My Super Ex-Girlfriend

Cast:

Uma Thurman as Jenny Johnson/G-Girl

Luke Wilson as Matt Saunders

Anna Faris as Hannah Lewis

Rainn Wilson as Vaughn Haige

Eddie Izzard as Professor Bedlam/Barry

Stelio Savante as Leo

Mike Iorio as Lenny

Mark Consuelos as Steve

Wanda Sykes as Carla Dunkirk

Review:

Matt Saunders (Luke Wilson) has been spectacularly unlucky at love, getting involved with one crazy, unsuitable woman after another. His crazy alarm starts to go off again when he starts dating Jenny Johnson (Uma Thurman) but he’s been alone so long that he decides to give things a chance and soon finds himself in over his head as it turns out that not only is Jenny super-crazy, she’s also super-strong and can fly.

It’s a pretty standard romantic comedy fare with nothing really original to make it stand apart from the pack, despite trying to also be a send up of superheroes by investigating the ribald antics superheroes could be getting up to when they’re not saving the world. It’s not that successful at either goal, and feels for the most part like a slapdash affair. The effects are woefully inadequate for what they’re attempting, which wouldn’t matter if they weren’t such a requirement for the plot – particularly the climax – but they do and they are. It’s hard to tell whether it’s intentional or just a reflection of the budget involved, but it doesn’t work either way.

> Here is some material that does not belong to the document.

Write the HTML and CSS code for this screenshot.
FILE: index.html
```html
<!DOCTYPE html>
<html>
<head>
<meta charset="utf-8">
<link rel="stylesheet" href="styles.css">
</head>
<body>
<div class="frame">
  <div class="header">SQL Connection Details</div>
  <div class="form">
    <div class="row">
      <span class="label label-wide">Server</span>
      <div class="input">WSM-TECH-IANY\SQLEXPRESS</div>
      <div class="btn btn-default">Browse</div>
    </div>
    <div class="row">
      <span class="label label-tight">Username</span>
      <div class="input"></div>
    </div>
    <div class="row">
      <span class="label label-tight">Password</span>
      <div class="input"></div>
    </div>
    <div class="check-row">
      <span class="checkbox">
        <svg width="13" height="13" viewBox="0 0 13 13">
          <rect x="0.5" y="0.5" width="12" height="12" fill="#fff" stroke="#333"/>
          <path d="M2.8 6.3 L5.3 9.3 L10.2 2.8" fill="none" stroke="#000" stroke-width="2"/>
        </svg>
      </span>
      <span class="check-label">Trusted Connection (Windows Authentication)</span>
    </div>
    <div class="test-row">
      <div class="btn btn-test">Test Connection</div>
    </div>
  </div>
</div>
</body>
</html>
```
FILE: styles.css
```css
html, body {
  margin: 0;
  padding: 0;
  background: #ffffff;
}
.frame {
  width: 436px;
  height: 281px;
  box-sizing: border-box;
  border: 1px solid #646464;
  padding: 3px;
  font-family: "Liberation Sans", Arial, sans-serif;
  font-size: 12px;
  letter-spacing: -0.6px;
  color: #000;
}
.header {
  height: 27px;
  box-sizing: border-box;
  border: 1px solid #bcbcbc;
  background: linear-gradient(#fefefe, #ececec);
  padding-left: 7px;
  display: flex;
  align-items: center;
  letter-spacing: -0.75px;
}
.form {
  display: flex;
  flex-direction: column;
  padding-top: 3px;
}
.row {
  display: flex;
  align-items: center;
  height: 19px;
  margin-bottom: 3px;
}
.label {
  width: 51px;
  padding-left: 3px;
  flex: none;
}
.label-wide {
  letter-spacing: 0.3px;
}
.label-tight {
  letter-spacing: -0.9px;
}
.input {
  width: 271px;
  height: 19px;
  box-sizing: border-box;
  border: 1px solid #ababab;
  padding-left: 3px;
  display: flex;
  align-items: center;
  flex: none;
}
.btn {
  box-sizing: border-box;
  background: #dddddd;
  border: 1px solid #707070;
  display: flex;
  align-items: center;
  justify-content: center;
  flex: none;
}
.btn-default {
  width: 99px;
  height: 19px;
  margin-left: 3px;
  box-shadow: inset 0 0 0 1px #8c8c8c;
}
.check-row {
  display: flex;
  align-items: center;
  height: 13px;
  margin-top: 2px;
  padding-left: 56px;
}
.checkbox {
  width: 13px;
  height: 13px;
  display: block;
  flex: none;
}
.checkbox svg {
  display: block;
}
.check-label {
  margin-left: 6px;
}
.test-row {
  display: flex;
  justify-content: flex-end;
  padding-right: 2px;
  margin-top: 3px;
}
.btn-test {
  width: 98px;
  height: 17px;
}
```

Luke Wilson actually manages to be engaging and charming as desperate, then befuddled, then scared Matt starts to understand the amount of trouble he is in. Most of which he wouldn’t be in if he didn’t constantly follow the advice of Vaughn (Rainn Wilson) the horrible-but-funny male best friend that no one should ever listen to which these type of films seem to require. Wilson pulls it off better than most and gets some of the only real laughs in the film, but it’s still a bad cliché.

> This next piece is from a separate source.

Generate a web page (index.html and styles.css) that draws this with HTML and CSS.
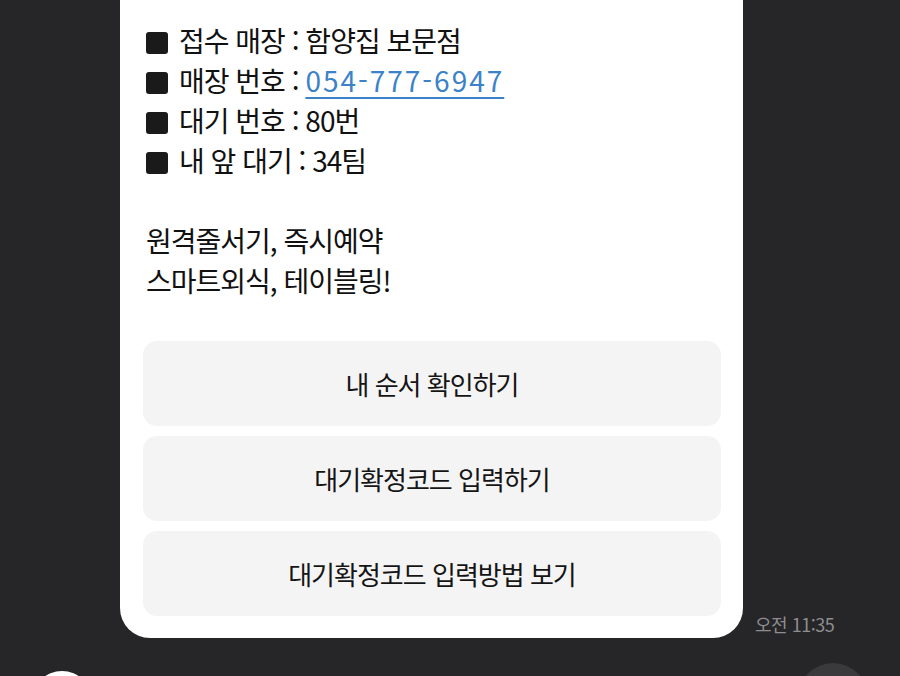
FILE: index.html
```html
<!DOCTYPE html>
<html lang="ko">

<head>
    <meta charset="utf-8" />
    <title>테이블링 알림</title>
    <meta name="viewport" content="width=device-width, initial-scale=1.0">
    <link rel="stylesheet" href="styles.css">
</head>

<body>
    <div class="chat">
        <!-- Message bubble -->
        <div class="msg-row">
            <div class="card">
                <div class="info">
                    <div class="info-line"><span class="bullet"></span>접수 매장 : 함양집 보문점</div>
                    <div class="info-line"><span class="bullet"></span>매장 번호 : <a class="phone" href="#">054-777-6947</a></div>
                    <div class="info-line"><span class="bullet"></span>대기 번호 : 80번</div>
                    <div class="info-line"><span class="bullet"></span>내 앞 대기 : 34팀</div>
                    <div class="info-line blank"></div>
                    <div class="info-line">원격줄서기, 즉시예약</div>
                    <div class="info-line">스마트외식, 테이블링!</div>
                </div>
                <!-- Buttons -->
                <div class="buttons">
                    <div class="btn">내 순서 확인하기</div>
                    <div class="btn">대기확정코드 입력하기</div>
                    <div class="btn">대기확정코드 입력방법 보기</div>
                </div>
            </div>
            <span class="time">오전 11:35</span>
        </div>
        <!-- Next message (cut off) -->
        <div class="next-row">
            <span class="avatar"></span>
            <span class="bubble-peek"></span>
        </div>
    </div>
</body>

</html>
```

FILE: styles.css
```css
* {
    padding: 0;
    margin: 0;
    box-sizing: border-box;
}

html,
body {
    height: 676px;
    overflow: hidden;
}

body {
    background-color: #262628;
    font-family: 'Noto Sans CJK KR', 'Noto Sans', sans-serif;
    color: #111;
}

.chat {
    width: 900px;
}

.msg-row {
    display: flex;
    align-items: flex-end;
    padding-left: 120px;
}

.card {
    width: 623px;
    background-color: #fff;
    border-radius: 0 0 30px 30px;
    padding: 20px 22px 22px 23px;
}

.info {
    font-size: 28px;
    line-height: 40px;
    letter-spacing: -1px;
    padding-left: 3px;
}

.info-line {
    height: 40px;
    white-space: nowrap;
}

.bullet {
    display: inline-block;
    width: 22px;
    height: 22px;
    background-color: #1a1a1a;
    border-radius: 3px;
    margin-right: 11px;
    vertical-align: -2px;
}

.phone {
    color: #3b82c9;
    text-decoration: underline;
    text-decoration-thickness: 2px;
    text-underline-offset: 5px;
    letter-spacing: 2px;
}

.buttons {
    margin-top: 41px;
    display: flex;
    flex-direction: column;
    gap: 10px;
}

.btn {
    height: 85px;
    background-color: #f4f4f4;
    border-radius: 14px;
    display: flex;
    align-items: center;
    justify-content: center;
    font-size: 26px;
    letter-spacing: -1px;
    color: #151515;
}

.time {
    margin-left: 12px;
    margin-bottom: 1px;
    font-size: 18px;
    color: #8e8e90;
    letter-spacing: -0.5px;
    white-space: nowrap;
}

.next-row {
    display: flex;
    justify-content: space-between;
    padding: 25px 32px 0 32px;
}

.avatar {
    margin-top: 8px;
    width: 60px;
    height: 60px;
    border-radius: 50%;
    background-color: #fff;
}

.bubble-peek {
    width: 70px;
    height: 70px;
    border-radius: 50%;
    background-color: #3a3a3c;
}
```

Thurman does not fare as well Jenny (a.k.a. G-Girl). It’s supposed to be both funny and scary just how emotionally unstable she is, but mainly it’s just scary. Jenny is simultaneously the symbol of female empowerment and the embodiment of every bad crazy-woman stereotype there is. She’s needy, she’s jealous, she’s manipulative and when it comes to the object of her affection, completely amoral. It’s not flattering to say the least, and it’s not particularly funny.

She’s made this way on purpose both for the plot to work and as a counterpoint to nice, stable Hannah (Anna Faris) who has some decent chemistry with Wilson, but is kind of flat otherwise. It’s supposed to be satire, I think, but mostly it’s just mean-spirited without much point or humor… unless you’ve recently been through a particularly nasty breakup, I suppose.

The problem is it’s a one-trick-pony – Matt’s girlfriend has superpowers. There are one or two good bits made out of that – particularly when G-Girl lobs a live great white shark at Matt in one of her characteristic fits of rage – but most of it is flat and repetitive. The sex-with-a-super-strong-woman bit isn’t particularly funny the first time around, and by the third time it’s a chore to watch.

Eventually Matt gets so desperate he hooks up with her arch-nemesis Professor Bedlam (Eddie Izzard) to concoct a plot against her. There’s actually the potential for some good dark comedy there, but the film blows it in a fairly standard romantic comedy ending.

It’s a decent premise for a film, but not much is made of it as Reitman and his crew play it safe every step of the way. “My Super Ex-Girlfriend’ isn’t awful, just thoroughouly mediocre and forgettable. And really, what could be worse than that.